Report how many lines of the following entries include the string "React"; respond with the number alone.

[Dataset records]
# # # # # # #

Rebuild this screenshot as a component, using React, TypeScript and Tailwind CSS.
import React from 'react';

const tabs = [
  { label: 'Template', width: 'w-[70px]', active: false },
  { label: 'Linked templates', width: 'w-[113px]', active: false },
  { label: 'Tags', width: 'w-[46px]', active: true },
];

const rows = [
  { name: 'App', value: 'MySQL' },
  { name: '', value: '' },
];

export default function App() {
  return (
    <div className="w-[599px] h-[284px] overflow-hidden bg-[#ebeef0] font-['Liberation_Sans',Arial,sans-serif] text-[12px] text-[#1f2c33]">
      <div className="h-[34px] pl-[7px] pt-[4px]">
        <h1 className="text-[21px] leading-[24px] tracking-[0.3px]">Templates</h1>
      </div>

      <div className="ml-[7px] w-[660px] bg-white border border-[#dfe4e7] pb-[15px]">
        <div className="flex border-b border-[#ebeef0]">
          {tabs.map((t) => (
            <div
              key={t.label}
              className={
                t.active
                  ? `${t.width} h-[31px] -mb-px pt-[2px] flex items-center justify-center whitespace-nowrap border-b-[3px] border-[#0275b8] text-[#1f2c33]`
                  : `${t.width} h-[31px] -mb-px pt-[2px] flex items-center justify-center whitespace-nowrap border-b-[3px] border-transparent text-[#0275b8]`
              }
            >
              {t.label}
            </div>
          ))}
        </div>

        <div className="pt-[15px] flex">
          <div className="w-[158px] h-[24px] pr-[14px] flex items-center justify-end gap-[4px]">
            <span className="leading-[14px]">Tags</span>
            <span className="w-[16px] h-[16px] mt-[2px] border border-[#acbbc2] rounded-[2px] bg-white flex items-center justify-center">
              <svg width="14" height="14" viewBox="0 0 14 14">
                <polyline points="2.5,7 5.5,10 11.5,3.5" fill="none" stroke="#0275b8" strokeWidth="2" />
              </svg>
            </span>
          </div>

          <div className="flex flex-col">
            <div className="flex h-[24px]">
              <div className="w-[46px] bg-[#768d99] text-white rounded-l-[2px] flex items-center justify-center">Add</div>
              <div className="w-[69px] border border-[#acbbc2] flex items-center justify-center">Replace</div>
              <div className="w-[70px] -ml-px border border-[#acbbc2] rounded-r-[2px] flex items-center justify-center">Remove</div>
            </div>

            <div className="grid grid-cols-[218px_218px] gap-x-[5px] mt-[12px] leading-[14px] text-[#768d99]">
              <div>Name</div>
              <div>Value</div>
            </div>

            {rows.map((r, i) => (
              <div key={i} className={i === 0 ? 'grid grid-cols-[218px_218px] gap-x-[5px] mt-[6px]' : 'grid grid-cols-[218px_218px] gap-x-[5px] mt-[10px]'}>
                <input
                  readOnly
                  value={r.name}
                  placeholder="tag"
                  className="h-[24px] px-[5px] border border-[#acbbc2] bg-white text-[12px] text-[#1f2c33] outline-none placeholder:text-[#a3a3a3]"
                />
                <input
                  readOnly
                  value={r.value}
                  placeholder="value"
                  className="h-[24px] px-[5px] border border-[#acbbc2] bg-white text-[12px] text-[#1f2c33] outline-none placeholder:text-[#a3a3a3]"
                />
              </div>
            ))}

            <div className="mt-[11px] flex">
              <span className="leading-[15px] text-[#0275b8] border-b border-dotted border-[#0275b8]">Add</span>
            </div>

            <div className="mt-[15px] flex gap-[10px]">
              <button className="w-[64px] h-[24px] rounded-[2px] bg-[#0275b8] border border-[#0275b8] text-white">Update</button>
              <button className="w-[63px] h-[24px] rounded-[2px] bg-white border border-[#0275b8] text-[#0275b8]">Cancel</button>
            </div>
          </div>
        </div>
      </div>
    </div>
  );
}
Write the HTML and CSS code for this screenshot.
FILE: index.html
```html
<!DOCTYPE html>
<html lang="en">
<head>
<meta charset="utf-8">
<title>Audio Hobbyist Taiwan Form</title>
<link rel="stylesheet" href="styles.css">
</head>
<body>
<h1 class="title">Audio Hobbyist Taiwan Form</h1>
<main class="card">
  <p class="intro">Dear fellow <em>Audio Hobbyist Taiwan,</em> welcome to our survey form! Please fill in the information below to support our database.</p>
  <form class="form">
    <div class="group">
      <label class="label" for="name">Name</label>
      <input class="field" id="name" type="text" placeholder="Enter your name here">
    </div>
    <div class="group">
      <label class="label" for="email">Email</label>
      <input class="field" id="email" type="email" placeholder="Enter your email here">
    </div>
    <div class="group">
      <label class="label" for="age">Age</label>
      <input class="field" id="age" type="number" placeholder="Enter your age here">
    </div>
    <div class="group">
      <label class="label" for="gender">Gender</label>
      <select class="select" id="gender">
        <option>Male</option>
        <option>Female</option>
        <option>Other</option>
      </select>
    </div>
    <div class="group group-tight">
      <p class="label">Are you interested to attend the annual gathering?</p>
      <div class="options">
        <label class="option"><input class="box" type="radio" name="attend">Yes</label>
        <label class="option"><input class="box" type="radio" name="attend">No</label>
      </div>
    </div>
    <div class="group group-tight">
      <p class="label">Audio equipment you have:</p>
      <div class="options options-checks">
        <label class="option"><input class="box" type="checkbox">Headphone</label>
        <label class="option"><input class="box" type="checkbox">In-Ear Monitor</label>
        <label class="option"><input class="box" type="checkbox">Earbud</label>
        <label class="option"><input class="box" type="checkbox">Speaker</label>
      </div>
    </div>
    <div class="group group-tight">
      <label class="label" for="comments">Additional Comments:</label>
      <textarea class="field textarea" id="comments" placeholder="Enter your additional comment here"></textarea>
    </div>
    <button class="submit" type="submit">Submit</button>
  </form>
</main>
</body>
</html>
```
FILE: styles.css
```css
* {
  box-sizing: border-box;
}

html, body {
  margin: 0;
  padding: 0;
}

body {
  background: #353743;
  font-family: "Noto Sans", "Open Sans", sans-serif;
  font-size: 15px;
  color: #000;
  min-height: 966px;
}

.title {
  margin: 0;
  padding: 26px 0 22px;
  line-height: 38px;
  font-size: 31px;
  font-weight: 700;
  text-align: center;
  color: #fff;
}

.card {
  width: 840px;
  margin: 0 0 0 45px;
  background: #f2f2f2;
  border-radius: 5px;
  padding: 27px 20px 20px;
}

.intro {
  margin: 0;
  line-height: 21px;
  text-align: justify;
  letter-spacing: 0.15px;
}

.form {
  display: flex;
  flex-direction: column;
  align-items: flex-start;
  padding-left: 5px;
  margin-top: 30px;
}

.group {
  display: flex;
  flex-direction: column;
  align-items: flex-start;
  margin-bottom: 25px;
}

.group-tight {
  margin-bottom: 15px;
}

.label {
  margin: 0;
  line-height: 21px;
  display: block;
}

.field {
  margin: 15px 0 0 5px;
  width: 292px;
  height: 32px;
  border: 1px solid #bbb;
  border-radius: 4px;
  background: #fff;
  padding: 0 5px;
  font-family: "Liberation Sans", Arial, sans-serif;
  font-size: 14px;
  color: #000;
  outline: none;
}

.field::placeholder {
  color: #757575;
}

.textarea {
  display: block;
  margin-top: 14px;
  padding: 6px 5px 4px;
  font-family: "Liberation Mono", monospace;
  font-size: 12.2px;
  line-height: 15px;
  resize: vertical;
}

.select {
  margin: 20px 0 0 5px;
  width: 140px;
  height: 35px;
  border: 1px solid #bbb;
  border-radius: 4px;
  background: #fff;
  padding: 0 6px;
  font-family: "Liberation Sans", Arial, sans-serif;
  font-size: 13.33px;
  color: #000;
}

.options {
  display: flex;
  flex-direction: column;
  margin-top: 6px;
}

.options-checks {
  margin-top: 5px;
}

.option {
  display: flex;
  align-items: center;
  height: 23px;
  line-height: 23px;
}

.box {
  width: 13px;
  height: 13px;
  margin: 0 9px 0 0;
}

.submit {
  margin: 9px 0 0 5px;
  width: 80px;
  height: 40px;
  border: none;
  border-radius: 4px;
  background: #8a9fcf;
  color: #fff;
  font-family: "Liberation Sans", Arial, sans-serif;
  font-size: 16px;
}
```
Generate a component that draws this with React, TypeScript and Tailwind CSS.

# # # # # # #

Solved problem:
3